Одно из наблюдений Коссы на улицах современного города связано с “вотивными табличками”, которые он видит на каждом шагу.
Здесь повсюду люди, имеющие глаза и не желающие видеть; странствуя, они говорят в ладонь, и все носят с собою эти вотивные дары, величиною то с ладонь, то с лицо, то с целую голову; вероятно, они посвящены святым – на эти таблички, или иконы, люди все время смотрят, говорят с ними, молятся им, то держа у головы, то поглаживая их пальцами, и глядят только лишь на них, из чего можно заключить, что велико, должно быть, отчаянье этих людей, до того упорны они в своем желании отвернуться от своего мира, до того веруют в свои иконы.
Вот он поднимает ее кверху – быть может, произносит молитву.
Ага!
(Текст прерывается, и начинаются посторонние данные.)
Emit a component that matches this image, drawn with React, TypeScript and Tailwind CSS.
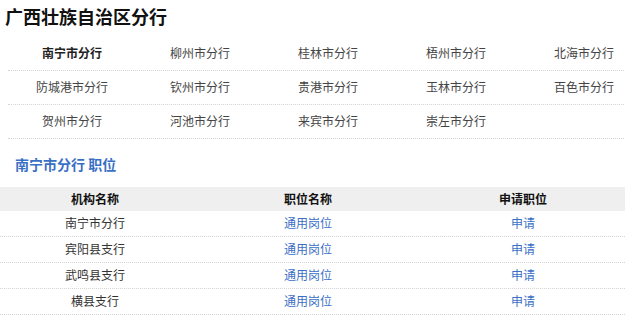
import React from "react";

const cities = [
  "南宁市分行", "柳州市分行", "桂林市分行", "梧州市分行", "北海市分行",
  "防城港市分行", "钦州市分行", "贵港市分行", "玉林市分行", "百色市分行",
  "贺州市分行", "河池市分行", "来宾市分行", "崇左市分行",
];

const rows = ["南宁市分行", "宾阳县支行", "武鸣县支行", "横县支行"];

export default function App() {
  const gridRows = [cities.slice(0, 5), cities.slice(5, 10), cities.slice(10, 14)];
  return (
    <div
      className="w-[625px] h-[327px] overflow-hidden bg-white text-[#333]"
      style={{ fontFamily: '"Noto Sans CJK SC", "Noto Sans", sans-serif' }}
    >
      <h1 className="pl-[5px] pt-[4px] h-[37px] text-[18px] leading-[24px] font-bold text-[#111]">
        广西壮族自治区分行
      </h1>
      <div className="ml-[8px] w-[640px]">
        {gridRows.map((r, i) => (
          <div key={i} className="grid grid-cols-5 h-[34px] pb-[1px] border-b border-dotted border-[#d4d4d4]">
            {r.map((c, j) => (
              <div
                key={c}
                className={`flex items-center justify-center text-[12px] ${
                  i === 0 && j === 0 ? "font-bold text-[#222]" : "text-[#444]"
                }`}
              >
                {c}
              </div>
            ))}
          </div>
        ))}
      </div>
      <h2 className="mt-[15px] pl-[15px] h-[20px] text-[14px] leading-[20px] font-bold text-[#3a6fc6]">
        南宁市分行 职位
      </h2>
      <div className="mt-[13px]">
        <div className="grid grid-cols-[190px_236px_194px] h-[24px] bg-[#efefef] text-[12px] font-bold text-[#111]">
          <div className="flex items-center justify-center">机构名称</div>
          <div className="flex items-center justify-center">职位名称</div>
          <div className="flex items-center justify-center">申请职位</div>
        </div>
        {rows.map((r) => (
          <div
            key={r}
            className="grid grid-cols-[190px_236px_194px] h-[26px] pb-[2px] border-b border-dotted border-[#d4d4d4] text-[12px]"
          >
            <div className="flex items-center justify-center text-[#333]">{r}</div>
            <div className="flex items-center justify-center text-[#3a6fc6]">通用岗位</div>
            <div className="flex items-center justify-center text-[#3a6fc6]">申请</div>
          </div>
        ))}
      </div>
    </div>
  );
}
Понятно: на табличке возьми да и возникни малое изображение дома и двери; а стало быть, эти вотивные таблички, верно, сродни тому ящику, что был у великого Альберти, тому, что он выставлял во Флоренции (я однажды видал), где глаз смотрит в крохотное отверстие и видит, как в отдалении складывается целый пейзаж: он невелик и содержится внутри.
Возможно ли, что все здешние люди – художники, бродящие по своему миру с инструментами своего времени?
Быть может, я попал в особое чистилище для художников...
Два повествования – из жизни современной британской школьницы и давно умершего итальянского живописца – дополняют друг друга, в каждом из них автору удается найти голос, который не спутаешь ни с чем, и в то же время ясно, что оба написаны Смит, которая сумела соединить два в одном. О смысле названия можно думать на протяжении всей книги: свет и тьма, искусство и жизнь, девочка и мальчик, взгляд и изображение – вот лишь некоторые из взаимодополняющих сущностей.
Закрыв книгу, продолжаешь думать о том, каким языком говорят нынче в чистилище, где всякий – художник; о том, как Али Смит удается выразить свои мысли – вроде бы этим самым, знакомым языком, на деле же совершенно особым, неподражаемым. Размышляя, снова завидуешь будущему переводчику, которому предстоит овладеть этим языком в совершенстве и отыскать нужные слова в своем. Ей или ему придется решить, как быть и тем, и другим.